** WHAT IS NEEDED **
Extract all lines in the data that contain the word "index".

+++ SUPPLIED MATERIAL +++

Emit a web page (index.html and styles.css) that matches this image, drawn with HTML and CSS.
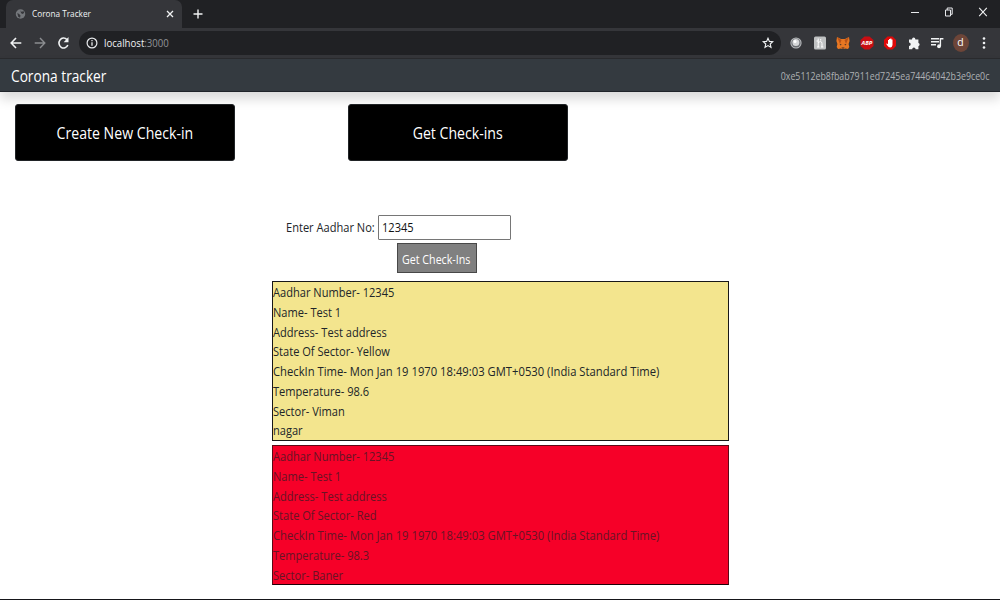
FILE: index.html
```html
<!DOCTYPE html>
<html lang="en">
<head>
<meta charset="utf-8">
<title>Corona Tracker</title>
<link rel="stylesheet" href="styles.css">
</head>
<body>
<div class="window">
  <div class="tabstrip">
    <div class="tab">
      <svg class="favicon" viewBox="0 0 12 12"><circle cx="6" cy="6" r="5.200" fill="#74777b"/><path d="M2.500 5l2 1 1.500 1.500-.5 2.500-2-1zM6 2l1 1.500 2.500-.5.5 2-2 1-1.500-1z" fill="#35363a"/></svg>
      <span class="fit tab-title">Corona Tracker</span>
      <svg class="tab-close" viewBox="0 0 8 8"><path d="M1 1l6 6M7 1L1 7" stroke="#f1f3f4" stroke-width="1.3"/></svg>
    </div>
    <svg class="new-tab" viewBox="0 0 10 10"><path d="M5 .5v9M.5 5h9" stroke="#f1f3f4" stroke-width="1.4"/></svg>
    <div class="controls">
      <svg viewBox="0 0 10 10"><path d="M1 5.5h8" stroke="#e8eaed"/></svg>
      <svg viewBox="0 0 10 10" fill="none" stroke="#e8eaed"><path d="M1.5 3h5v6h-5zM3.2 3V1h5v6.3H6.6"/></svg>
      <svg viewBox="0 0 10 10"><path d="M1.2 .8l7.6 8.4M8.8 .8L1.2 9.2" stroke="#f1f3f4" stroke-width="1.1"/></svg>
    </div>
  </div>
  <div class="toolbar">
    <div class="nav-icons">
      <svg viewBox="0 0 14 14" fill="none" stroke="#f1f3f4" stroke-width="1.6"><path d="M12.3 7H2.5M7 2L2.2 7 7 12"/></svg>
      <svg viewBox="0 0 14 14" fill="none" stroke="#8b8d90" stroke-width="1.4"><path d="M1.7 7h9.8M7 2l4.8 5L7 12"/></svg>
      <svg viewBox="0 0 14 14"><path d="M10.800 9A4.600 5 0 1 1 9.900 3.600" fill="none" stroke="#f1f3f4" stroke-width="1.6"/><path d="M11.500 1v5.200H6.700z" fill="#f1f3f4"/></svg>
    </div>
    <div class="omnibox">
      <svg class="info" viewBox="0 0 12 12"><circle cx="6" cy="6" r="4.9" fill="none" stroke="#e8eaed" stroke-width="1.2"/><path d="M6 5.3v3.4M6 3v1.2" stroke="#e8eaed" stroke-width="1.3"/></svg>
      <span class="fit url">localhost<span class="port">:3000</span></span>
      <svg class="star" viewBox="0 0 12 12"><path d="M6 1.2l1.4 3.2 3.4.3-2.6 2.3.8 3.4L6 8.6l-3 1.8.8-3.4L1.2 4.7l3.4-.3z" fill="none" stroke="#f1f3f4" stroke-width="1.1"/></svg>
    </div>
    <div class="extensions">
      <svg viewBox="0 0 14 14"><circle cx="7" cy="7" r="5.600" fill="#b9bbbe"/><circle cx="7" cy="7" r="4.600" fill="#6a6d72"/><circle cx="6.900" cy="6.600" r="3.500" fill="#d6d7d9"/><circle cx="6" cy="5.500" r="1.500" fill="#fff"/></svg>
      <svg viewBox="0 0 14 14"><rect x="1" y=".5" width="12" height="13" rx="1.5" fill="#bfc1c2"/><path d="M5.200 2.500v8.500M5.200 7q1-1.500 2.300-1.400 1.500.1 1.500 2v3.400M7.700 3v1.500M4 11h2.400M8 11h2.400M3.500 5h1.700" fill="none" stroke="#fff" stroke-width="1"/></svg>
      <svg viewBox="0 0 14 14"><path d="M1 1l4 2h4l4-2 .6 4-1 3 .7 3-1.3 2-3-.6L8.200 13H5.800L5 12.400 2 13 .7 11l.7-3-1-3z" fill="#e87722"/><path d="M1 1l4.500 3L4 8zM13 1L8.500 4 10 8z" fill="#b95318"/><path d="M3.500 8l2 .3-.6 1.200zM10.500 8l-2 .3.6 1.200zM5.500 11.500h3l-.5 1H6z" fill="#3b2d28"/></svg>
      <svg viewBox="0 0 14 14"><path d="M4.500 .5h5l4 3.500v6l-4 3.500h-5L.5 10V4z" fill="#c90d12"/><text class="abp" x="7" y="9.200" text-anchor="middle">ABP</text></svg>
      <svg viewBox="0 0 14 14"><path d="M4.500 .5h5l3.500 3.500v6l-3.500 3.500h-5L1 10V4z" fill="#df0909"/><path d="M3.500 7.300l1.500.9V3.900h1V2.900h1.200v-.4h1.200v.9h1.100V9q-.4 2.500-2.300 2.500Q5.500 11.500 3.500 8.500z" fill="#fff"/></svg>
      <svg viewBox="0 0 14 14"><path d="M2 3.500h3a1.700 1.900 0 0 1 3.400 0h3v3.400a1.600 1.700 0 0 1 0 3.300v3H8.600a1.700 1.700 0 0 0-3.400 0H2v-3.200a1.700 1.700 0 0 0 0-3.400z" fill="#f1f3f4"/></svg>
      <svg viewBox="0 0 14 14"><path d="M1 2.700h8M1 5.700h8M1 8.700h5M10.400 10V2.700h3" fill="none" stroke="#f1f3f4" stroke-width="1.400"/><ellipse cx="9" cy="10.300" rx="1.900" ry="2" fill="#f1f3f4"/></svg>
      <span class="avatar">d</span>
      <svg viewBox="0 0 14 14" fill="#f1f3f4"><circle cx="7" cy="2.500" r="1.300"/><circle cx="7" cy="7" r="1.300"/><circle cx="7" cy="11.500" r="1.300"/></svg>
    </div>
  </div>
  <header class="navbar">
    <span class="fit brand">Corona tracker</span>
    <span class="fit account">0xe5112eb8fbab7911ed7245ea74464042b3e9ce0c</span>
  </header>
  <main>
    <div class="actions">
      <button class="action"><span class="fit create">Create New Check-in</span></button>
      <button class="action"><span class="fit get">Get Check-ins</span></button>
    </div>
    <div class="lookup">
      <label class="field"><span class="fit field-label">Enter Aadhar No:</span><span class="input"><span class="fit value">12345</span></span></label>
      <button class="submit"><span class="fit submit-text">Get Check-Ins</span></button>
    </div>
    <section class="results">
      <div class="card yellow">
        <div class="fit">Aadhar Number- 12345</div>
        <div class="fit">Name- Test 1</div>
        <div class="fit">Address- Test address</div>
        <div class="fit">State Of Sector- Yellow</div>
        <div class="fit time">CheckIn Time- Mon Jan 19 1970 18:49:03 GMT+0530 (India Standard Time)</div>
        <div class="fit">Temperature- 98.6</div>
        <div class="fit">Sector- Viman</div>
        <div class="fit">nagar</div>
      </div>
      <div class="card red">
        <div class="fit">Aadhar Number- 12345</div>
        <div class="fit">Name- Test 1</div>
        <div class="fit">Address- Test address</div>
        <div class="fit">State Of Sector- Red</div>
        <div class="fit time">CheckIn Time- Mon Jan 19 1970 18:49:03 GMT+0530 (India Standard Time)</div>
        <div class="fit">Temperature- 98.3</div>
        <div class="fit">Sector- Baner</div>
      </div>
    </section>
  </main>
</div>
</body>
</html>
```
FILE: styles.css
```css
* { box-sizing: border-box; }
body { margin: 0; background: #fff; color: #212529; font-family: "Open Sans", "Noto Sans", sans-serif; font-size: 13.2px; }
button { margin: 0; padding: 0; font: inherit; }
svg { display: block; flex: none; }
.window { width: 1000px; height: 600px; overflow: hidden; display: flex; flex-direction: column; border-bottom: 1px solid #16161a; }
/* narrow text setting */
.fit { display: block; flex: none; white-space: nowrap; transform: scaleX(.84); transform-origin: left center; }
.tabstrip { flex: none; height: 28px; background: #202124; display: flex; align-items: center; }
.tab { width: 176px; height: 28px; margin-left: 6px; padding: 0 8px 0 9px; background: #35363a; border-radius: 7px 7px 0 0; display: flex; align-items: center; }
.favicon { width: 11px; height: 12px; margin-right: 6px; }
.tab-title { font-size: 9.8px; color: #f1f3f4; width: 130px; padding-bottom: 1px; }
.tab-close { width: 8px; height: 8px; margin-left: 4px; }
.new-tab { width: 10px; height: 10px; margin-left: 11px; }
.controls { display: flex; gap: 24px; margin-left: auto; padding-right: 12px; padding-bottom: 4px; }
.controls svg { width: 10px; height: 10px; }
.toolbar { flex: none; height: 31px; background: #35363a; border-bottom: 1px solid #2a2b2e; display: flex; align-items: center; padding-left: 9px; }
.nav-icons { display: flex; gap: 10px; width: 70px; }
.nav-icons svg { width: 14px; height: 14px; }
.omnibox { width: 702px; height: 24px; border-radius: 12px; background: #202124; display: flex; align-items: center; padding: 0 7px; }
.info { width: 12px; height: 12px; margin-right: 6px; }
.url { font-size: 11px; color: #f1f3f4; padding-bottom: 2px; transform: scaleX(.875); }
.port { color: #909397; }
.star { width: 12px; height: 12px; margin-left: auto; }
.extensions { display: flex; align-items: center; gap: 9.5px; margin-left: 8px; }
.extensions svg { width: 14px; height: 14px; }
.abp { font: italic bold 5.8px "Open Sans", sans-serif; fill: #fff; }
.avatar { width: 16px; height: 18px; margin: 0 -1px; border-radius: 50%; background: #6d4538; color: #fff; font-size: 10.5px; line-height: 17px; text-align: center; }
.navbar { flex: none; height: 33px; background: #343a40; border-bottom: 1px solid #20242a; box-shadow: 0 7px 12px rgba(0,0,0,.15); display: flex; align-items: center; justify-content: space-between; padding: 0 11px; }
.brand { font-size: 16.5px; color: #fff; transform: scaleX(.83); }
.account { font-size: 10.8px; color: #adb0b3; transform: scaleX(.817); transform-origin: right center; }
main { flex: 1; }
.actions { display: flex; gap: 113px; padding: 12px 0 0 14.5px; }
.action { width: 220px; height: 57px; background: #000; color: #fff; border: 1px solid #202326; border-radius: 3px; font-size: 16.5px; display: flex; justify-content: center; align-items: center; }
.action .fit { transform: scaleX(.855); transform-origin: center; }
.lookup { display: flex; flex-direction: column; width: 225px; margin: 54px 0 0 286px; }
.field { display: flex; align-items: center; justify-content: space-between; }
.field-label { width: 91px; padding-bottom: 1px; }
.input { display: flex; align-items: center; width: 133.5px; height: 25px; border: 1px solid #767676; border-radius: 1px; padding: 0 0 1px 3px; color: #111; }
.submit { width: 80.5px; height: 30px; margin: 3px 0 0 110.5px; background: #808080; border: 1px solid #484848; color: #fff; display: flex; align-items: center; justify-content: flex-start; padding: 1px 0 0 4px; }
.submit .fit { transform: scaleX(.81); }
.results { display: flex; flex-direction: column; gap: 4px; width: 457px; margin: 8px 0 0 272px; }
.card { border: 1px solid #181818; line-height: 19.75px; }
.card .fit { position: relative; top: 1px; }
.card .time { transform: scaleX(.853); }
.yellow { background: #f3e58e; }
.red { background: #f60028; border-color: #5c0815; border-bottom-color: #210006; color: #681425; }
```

+++

** THE RESULT **
Emit a web page (index.html and styles.css) that matches this image, drawn with HTML and CSS.
FILE: index.html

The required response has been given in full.